In this exquisitely made and terrifying new horror film, the age-old concepts of witchcraft, black magic and possession are innovatively brought together to tell the intimate and riveting story of one family’s frightful unraveling in the New England wilderness circa 1630. Upon threat of banishment by the church, an English farmer (Ralph Ineson) leaves his colonial plantation, relocating his wife and five children to a remote plot of land on the edge of an ominous forest — within which lurks an unknown evil. Strange and unsettling things begin to happen almost immediately — animals turn malevolent, crops fail and one child disappears as another becomes seemingly possessed by an evil spirit. With suspicion and paranoia mounting, family members accuse teenage daughter Thomasin (Anya Taylor-Joy) of witchcraft, charges she adamantly denies. As circumstances grow more treacherous, each family member’s faith, loyalty and love become tested in shocking and unforgettable ways.

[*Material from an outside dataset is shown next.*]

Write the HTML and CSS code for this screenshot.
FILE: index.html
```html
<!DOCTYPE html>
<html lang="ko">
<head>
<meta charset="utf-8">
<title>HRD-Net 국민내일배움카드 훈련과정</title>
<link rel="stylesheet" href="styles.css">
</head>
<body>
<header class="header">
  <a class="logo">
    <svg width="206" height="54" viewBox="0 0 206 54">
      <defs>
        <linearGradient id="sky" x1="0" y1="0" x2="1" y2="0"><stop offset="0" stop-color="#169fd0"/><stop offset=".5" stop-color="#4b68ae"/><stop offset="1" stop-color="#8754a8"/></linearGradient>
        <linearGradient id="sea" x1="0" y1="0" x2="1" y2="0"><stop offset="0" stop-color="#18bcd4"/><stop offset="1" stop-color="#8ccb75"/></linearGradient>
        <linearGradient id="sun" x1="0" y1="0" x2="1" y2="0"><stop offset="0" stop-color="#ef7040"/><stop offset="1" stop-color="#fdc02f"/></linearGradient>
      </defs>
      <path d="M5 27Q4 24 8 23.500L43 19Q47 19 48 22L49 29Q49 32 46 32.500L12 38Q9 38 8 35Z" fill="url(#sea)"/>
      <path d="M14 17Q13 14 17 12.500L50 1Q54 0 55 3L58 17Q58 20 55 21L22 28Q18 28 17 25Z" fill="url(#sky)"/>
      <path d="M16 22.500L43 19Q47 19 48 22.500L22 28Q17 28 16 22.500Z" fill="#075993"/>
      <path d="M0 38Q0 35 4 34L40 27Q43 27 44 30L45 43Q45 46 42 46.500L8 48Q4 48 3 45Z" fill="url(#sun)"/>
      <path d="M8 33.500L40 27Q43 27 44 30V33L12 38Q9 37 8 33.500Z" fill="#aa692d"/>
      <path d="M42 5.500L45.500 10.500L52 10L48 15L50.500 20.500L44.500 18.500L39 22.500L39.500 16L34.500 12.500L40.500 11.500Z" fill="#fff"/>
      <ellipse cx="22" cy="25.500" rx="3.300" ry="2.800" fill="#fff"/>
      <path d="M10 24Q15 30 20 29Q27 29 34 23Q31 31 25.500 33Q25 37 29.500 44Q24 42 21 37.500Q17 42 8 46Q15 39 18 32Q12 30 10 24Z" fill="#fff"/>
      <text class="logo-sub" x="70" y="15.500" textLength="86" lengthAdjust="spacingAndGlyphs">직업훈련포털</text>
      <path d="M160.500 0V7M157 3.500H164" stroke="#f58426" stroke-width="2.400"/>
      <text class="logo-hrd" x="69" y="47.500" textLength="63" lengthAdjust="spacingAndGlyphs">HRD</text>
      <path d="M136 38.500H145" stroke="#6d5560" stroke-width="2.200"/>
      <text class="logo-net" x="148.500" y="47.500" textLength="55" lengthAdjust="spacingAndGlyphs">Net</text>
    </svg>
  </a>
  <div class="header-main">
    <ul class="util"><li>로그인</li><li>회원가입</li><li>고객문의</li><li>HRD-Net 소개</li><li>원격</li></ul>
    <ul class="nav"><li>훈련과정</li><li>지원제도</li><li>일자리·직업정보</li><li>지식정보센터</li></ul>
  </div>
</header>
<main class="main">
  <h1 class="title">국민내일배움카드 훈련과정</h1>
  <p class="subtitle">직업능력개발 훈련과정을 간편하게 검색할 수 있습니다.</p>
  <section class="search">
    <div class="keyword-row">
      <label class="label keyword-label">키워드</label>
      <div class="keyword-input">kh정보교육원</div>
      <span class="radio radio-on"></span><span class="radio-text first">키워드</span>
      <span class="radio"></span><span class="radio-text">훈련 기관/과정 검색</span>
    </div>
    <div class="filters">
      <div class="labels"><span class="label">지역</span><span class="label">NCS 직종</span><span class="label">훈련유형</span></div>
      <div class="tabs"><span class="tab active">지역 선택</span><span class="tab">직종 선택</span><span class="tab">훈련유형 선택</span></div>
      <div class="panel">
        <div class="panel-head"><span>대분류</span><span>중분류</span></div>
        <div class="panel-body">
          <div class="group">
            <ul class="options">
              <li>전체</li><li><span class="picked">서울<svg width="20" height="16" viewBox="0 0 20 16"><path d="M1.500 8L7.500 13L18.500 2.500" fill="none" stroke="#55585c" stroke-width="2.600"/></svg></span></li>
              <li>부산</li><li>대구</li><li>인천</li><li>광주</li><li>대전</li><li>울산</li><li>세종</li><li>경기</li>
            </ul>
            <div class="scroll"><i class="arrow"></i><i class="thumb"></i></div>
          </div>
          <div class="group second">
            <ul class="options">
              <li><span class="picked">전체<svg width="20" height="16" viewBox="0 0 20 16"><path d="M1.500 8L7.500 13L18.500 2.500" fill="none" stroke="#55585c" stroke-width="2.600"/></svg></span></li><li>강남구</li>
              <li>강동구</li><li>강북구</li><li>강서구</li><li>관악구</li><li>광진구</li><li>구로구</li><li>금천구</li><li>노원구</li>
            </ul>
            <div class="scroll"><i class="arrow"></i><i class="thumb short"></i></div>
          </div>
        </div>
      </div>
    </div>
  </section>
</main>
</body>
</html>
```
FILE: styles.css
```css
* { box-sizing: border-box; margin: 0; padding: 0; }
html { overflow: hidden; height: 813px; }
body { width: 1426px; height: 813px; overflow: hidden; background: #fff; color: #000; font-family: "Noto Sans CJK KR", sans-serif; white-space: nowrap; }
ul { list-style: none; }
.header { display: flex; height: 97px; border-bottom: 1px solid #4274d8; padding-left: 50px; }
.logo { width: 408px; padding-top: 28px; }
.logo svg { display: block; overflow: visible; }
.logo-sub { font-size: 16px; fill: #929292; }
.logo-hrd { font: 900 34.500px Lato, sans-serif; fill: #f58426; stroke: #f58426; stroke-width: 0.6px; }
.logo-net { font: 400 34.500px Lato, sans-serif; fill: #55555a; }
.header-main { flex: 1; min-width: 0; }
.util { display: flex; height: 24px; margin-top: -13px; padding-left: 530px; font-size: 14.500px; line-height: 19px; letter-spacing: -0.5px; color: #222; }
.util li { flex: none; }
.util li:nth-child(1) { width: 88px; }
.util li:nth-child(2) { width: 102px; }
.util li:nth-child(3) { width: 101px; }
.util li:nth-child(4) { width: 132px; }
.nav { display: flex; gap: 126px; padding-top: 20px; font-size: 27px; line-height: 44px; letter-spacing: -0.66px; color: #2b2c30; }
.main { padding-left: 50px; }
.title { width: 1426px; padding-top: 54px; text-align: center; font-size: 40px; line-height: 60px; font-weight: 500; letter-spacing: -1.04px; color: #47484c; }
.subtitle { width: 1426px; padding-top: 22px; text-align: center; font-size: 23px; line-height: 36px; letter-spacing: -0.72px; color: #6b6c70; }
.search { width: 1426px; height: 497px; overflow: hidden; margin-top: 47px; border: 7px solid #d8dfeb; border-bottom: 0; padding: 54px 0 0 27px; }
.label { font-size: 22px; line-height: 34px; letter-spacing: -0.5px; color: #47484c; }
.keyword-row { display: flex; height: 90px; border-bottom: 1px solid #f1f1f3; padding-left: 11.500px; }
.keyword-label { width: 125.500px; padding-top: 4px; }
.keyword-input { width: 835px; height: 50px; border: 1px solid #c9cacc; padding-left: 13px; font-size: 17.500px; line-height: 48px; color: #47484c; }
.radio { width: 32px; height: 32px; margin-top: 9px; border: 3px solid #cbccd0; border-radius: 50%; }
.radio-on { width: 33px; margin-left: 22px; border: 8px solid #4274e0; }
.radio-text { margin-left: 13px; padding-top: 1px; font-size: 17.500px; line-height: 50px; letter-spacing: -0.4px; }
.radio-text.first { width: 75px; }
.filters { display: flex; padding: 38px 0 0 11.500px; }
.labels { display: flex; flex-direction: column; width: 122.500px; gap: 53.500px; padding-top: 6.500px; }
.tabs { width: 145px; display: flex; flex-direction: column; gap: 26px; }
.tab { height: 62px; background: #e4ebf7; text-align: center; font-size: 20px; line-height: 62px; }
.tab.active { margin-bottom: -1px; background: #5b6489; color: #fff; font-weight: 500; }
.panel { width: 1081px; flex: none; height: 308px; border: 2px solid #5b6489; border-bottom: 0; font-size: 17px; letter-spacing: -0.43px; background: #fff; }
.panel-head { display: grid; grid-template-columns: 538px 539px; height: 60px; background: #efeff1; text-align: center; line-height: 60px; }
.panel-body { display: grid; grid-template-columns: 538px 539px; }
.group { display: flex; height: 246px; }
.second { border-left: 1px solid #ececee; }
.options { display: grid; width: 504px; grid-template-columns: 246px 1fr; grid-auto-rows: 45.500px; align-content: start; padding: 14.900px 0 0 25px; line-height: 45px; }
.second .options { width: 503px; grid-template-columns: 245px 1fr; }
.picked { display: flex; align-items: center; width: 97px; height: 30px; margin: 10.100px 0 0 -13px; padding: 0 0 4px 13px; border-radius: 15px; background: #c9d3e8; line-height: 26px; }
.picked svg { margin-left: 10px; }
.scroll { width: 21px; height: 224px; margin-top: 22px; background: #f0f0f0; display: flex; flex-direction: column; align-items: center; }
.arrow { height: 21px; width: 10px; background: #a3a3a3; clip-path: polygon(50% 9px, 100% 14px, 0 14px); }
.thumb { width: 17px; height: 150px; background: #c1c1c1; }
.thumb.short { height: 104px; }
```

Crouching Tiger, Hidden Dragon: Sword of Destiny (Select IMAX theatres and streaming on Netflix)
In this sequel to “Crouching Tiger, Hidden Dragon,” four Martial World heroes (Michelle Yeoh, Donnie Yen, Natasha Liu Bordizzo and Harry Shum, Jr.) must keep the legendary Green Destiny sword from the villainous Hades Dai (Jason Scott Lee).
A streetwise teen and casualty of the flawed foster care system (Anna Sophia Robb) cons her way into a job by posing as an experienced caregiver for a family with an autistic child. At first in over her head, she ends up connecting with her new life in a way she never expected. Just as she’s found redemption, her deceitful past catches up with her, and she’s forced to come to terms with who she really is.
Fiery French chef Georges Perrier is on a crusade to keep his 40-year-old, internationally renowned restaurant, Le Bec-Fin in Philadelphia, relevant in a culinary world of new stars and shifting tastes. More than just a documentary about food, “King Georges” is a touching story about passion, aging and art. Co-starring Nicholas Elmi (winner of “Top Chef” in 2014) and featuring interviews with chefs Daniel Boulud, Thomas Keller and Eric Ripert and former Mayor of Philadelphia Ed Rendell.